Mishpaja Shajine (“Insured”) sought certiorari review of the trial court’s order granting Granada Insurance Company’s (“Insurance Company”) motion for summary judgment.  The court reversed the trial court’s order as the trial court abused its discretion in denying the Insured’s ore tenus motion, made at the summary judgment hearing, to amend its answer to an assert an affirmative defense.

The Insurance Company moved for final summary judgment on its claim for declaratory relief. Prior to the hearing, the Insured filed a notice of affidavit in opposition to the Motion, which attested to the facts supporting an unpled affirmative defense. The Insured did not file a Motion to Amend their Answer as they believed the hearing would be cancelled. Instead, the Insured made an ore tenus motion to assert the affirmative defense, which the trial court denied and granted the Insurance Company’s summary judgment motion.

The court found that (1) the Insured  did not make its ore tenus motion to intentionally delay the proceeding; (2) the Insurance Company did not argue that it was prejudiced; and (3) “‘[a]ny doubt with respect to futility should be resolved in favor of allowing the amendment, especially when leave to amend is sought at or before the summary judgment hearing.’” RV-7 Prop., Inc. v. Stefani De La O, Inc., 187 So. 3d 915, 917 (Fla. 3d DCA 2016). Due to this, the court found that the trial court abused its discretion by not granting the Insured’s leave to file an amended answer and affirmative defenses.

4. Kelley Kronenberg Case Law Update: People’s Trust v. Pedro Ramos Santon– Right to Repair

People’s Trust Insurance Company (“Insurance Company”) sought certiorari review of the trial court’s order granting Plaintiffs’ motion for summary judgment.  The trial court granted summary judgment in favor of the Plaintiffs who claimed that the Insurance Company violated sections 627.7011, 627.70131, and 627.7142, Florida Statutes.  The court found that the trial court erred in granting summary judgment as the Insurance Company did not violate the statues, and in light of the Insurance Company’s exercise of its right to repair option, the judgment was inconsistent with the record.

The Plaintiffs, in return for a premium discount, purchased the subject policy, which contained a Preferred Contractor Endorsement (“the Endorsement”), which allowed the Insurance Company to elect to have its own contractor repair the subject Property following a covered loss. The Endorsement delineated that the Insurance Company must notify the Insureds, in writing, within thirty(30) days of its inspection of the reported to loss, of its election of the right to repair. The Endorsement also contained an appraisal provision.

Pedro Ramos Santos and Yanela Arteaga Simon (“the Insureds”) reported a Hurricane Irma loss to the Insurance Company, who then inspected the Property and prepared an Estimate and Scope of Repairs, which totaled $3,059.80 at replacement cost value. On October 27, 2017, the Insurance Company sent correspondence to counsel for the Insureds affording coverage for the loss, and electing to use its preferred contractor, Rapid Response Team, LLC (“Rapid Response”) to repair the Property.

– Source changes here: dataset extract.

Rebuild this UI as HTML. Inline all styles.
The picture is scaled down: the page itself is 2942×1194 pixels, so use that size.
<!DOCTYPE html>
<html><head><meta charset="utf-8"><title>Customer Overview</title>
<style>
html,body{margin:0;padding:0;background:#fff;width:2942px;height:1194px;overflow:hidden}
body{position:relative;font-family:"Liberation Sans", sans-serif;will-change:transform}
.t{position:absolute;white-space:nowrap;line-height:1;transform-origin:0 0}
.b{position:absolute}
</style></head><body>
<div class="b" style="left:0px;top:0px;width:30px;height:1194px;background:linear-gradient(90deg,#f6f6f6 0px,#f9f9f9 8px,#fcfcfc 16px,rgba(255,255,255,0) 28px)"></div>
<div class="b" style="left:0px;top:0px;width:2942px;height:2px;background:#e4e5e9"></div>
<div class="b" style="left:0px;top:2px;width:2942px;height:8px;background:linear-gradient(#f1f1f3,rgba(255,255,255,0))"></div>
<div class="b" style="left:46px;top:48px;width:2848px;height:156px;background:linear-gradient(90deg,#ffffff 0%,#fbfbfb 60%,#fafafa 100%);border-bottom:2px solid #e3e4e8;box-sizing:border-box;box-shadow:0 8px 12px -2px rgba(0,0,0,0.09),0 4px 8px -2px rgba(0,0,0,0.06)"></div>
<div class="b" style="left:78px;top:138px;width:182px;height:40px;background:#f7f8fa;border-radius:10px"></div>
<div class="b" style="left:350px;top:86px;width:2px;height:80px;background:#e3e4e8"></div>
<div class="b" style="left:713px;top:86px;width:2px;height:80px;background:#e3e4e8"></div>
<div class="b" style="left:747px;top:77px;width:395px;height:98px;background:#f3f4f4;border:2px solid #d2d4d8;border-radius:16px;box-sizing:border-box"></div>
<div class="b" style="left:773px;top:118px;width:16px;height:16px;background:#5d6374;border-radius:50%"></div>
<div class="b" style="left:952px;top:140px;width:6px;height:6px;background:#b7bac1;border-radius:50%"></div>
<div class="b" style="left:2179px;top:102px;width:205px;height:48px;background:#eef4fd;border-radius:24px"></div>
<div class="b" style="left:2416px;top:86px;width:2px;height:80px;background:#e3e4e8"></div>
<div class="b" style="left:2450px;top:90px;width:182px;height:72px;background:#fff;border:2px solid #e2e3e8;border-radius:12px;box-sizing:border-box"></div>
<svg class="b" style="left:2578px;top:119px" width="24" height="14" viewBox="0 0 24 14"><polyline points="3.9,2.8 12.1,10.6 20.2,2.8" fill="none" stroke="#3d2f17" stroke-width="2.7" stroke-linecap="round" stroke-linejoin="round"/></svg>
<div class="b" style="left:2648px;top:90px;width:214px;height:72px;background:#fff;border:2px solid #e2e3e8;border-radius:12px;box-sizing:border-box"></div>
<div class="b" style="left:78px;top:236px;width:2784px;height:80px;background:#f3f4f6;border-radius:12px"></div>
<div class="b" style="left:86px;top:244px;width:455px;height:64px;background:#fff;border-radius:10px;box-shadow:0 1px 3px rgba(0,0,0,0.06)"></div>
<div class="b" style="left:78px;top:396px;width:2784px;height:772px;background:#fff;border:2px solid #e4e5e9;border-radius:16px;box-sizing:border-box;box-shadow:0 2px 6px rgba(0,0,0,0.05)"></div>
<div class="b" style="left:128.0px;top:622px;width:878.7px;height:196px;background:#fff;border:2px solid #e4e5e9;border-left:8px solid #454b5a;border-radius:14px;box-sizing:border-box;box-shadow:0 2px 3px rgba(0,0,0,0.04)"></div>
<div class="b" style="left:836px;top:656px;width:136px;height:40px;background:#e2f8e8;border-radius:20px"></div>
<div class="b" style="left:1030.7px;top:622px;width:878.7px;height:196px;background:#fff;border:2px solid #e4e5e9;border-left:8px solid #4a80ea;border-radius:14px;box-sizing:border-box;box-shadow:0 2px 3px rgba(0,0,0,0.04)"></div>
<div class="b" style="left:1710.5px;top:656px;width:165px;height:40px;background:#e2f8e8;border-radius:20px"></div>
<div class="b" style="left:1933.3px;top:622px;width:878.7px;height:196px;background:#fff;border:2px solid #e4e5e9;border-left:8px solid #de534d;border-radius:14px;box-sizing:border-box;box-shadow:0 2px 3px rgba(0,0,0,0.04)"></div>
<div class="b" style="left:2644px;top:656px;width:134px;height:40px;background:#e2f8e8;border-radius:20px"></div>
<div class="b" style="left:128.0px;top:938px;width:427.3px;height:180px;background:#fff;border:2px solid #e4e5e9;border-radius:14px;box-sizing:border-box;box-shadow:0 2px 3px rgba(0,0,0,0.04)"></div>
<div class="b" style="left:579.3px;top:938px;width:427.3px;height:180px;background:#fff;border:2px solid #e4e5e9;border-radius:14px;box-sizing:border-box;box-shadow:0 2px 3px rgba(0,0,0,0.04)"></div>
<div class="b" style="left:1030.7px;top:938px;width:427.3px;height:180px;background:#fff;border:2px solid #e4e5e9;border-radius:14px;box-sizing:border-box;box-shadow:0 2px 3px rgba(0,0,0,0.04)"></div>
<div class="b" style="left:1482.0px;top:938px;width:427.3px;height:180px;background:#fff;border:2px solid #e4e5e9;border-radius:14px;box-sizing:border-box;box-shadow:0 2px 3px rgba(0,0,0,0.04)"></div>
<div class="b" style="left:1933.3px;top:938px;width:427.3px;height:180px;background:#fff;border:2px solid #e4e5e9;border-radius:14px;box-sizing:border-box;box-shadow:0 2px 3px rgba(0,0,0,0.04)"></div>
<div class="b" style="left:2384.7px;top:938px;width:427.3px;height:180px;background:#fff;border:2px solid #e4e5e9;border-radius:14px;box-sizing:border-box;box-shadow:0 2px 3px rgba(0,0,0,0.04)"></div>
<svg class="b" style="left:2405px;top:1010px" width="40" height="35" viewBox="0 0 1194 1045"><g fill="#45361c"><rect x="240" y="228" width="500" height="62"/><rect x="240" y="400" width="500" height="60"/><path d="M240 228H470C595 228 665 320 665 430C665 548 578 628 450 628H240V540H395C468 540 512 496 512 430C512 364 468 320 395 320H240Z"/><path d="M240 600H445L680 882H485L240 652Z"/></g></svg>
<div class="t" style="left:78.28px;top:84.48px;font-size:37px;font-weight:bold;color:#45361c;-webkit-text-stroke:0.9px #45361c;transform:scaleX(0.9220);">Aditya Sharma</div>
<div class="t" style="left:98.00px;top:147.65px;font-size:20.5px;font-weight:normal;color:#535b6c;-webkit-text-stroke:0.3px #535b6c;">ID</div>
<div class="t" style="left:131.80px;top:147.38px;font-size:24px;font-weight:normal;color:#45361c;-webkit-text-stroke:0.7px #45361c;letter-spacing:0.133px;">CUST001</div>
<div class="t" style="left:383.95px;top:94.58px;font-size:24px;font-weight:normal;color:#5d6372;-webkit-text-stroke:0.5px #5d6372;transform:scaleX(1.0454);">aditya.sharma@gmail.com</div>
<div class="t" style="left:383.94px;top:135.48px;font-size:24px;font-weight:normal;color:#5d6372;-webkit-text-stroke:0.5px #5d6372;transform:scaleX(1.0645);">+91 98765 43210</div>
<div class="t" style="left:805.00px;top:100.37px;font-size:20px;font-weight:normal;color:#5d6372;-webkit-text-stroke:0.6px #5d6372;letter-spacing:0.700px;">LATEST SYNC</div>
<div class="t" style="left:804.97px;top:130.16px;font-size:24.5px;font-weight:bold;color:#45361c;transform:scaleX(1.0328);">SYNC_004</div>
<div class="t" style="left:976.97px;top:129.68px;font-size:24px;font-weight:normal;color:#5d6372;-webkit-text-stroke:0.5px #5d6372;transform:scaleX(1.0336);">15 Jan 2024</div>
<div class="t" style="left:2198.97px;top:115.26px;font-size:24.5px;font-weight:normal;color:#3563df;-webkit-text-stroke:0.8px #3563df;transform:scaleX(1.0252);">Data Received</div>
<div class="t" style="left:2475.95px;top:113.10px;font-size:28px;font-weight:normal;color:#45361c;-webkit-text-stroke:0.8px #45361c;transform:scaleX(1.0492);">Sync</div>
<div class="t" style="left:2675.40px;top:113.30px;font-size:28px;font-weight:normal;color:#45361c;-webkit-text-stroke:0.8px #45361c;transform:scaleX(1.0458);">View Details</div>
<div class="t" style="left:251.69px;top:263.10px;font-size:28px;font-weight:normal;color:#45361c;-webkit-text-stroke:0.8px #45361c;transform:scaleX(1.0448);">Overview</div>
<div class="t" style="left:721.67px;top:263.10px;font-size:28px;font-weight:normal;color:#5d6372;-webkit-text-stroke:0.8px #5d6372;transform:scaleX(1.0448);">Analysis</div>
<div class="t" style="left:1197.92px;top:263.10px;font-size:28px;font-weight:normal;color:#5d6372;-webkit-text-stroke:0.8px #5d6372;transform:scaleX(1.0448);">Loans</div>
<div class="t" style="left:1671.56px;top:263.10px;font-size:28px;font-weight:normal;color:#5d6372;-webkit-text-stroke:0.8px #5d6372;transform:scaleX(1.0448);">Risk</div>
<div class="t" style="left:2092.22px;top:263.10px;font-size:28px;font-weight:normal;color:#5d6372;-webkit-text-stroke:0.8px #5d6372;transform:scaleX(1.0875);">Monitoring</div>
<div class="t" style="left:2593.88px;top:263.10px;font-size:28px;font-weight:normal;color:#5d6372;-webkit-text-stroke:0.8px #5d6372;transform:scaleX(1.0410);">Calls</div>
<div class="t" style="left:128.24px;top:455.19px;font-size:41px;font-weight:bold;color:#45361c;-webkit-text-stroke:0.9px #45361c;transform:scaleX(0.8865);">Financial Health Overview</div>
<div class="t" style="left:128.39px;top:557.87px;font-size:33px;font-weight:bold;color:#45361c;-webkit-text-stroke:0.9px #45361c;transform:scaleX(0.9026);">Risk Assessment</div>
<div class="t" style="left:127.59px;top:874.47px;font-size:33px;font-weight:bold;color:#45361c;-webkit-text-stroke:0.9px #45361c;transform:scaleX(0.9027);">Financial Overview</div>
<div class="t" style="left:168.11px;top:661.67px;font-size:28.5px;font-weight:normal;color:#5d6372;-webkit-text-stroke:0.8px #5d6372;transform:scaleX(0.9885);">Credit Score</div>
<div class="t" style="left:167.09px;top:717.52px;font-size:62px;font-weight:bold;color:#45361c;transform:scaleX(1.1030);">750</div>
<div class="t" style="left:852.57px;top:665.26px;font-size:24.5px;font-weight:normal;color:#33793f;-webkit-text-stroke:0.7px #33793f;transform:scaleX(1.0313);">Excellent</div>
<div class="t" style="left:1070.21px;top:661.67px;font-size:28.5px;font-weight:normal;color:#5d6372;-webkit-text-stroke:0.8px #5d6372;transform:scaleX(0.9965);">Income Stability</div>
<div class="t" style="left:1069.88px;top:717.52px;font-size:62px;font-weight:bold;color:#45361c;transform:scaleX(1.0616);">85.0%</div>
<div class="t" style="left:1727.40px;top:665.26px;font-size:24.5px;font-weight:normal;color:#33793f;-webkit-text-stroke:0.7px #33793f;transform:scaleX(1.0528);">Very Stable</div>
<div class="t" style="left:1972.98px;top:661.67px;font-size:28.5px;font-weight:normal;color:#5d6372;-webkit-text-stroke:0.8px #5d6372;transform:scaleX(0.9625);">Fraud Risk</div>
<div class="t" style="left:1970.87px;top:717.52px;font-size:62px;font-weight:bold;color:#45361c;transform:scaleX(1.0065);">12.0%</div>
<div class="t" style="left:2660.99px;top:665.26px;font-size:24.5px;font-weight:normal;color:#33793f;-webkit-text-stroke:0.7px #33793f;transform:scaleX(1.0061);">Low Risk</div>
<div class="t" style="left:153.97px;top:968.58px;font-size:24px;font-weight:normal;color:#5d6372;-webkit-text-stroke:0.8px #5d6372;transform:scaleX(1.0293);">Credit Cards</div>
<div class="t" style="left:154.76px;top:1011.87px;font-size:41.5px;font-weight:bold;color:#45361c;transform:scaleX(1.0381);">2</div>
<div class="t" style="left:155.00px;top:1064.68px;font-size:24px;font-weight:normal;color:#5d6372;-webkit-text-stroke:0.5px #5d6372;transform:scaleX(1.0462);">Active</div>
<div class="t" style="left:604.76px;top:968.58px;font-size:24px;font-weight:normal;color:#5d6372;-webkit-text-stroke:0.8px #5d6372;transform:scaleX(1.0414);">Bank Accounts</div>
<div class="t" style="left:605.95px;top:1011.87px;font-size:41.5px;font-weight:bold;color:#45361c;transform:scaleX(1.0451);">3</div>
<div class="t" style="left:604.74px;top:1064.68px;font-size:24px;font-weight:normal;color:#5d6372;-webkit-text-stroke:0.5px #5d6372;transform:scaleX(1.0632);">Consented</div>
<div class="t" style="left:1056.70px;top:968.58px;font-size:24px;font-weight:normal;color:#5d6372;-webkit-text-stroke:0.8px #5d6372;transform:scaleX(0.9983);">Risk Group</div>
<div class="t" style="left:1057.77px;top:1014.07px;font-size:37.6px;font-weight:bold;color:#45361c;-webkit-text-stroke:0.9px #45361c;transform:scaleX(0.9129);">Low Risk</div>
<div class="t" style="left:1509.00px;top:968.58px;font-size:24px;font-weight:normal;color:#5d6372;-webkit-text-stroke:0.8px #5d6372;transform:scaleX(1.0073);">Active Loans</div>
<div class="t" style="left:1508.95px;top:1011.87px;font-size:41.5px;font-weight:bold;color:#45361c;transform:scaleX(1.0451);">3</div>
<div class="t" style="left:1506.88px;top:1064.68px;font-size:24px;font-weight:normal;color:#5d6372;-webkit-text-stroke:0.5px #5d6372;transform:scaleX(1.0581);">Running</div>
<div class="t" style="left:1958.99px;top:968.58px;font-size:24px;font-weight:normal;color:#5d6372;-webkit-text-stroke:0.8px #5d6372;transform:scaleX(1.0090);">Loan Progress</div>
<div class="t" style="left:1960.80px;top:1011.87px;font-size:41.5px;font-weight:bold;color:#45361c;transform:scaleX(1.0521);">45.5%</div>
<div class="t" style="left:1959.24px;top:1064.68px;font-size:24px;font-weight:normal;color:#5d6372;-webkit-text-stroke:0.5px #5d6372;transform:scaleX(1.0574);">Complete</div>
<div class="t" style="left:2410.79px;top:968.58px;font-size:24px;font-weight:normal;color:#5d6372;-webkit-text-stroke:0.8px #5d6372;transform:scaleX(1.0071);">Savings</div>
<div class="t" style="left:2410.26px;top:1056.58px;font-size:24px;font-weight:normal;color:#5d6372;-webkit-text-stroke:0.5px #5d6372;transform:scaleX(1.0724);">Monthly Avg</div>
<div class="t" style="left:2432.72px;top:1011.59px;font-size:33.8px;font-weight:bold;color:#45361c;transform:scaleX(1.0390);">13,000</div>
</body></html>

However, as the Insurance Company’s $3,059.80 repair estimate did not exceed Insureds’ $6,800 hurricane deductible, the repairs would not commence until the parties either reached an agreement as to the amount of the loss in excess of the deductible “or the amount of loss, including the scope of repairs[,] has been determined by an appraisal panel to exceed your deductible amount of $6,800.”

Due to this, the correspondence notified Insureds that if they disagreed with the scope of repairs set forth in the Estimate and Scope of Repairs, Insureds, within sixty (60) days, they should provide the Insurance Company with a sworn proof of loss “which provides the details of what you believe the proper scope to be, including, but not limited to, a scope prepared by you or your own behalf.” The correspondence also highlighted that should the Insureds not agree to the assessment of the cost and scope of repairs, appraisal would be invoked, per the Policy. However, if after appraisal it is determined that the damages exceed the deductible, the Insurance Company would proceed with repairs with Rapid Response. Thereafter, on March 27, 2018, the Insureds submitted a sworn proof of loss, and proceeded to file suit on May 1, 2018.

The Insurance Company filed a Motion to Dismiss and in the alternative, a Motion to Compel Appraisal as the Insureds failed to comply with the Policy’s provision allowing the Insurance Company to invoke appraisal to resolve the dispute. The trial court granted the Insurance Company’s Motion to Compel Appraisal, and an appraisal award of $25,204.70 was entered. After the award was entered, the Insureds filed a Motion for Summary Judgment, asserting that they were entitled to money damages for the Insurance Company’s breach of contract, premised upon its purported violations of 627.7011, 627.70131, and 627.7142, Florida Statutes. The trial court heard the Motion and ultimately granted Plaintiffs motion, noting that the evidence brought by the Insurance Company failed to rebut that of the Insureds, and that the Insurance Company failed to indemnify the Insureds, as required by the contract policy of Insurance.

The court indicated that the Insurance Company did not violate 627.7011, 627.70131, and 627.7142, Florida Statutes. The court found that 627.7011 is inapplicable when the Policy contains, and the Insurance Company “validly exercises a right to repair clause.” See § 627.7011(5)(e).  627.70131 was also not violated, and the court reasoned that “where the insured is represented by an attorney, the statute requires only that the insurer acknowledge receipt of those communications that notify the insurer that its insured is making a claim under the policy. In such instances, the insurer’s acknowledgment of the claim notification need only provide the insured’s attorney with the necessary claim forms and instructions. The court also found that a violation of 627.7142 cannot form the basis for a breach of contract action. Due to all of the above, the court reversed all three grounds upon which the Insureds’ summary judgment motion was premised. In conclusion, the court held “[t]he policy’s appraisal provision – contained within the endorsement – is available as a dispute mechanism to the parties only if [the Insurance Company] elects its right to repair option in lieu of making a loss payment. Insureds’ complaint, however, contains no allegations, and the challenged orders do not contain any findings, that [the Insurance Company] improperly exercised the right to repair option or that the endorsement is otherwise invalid.”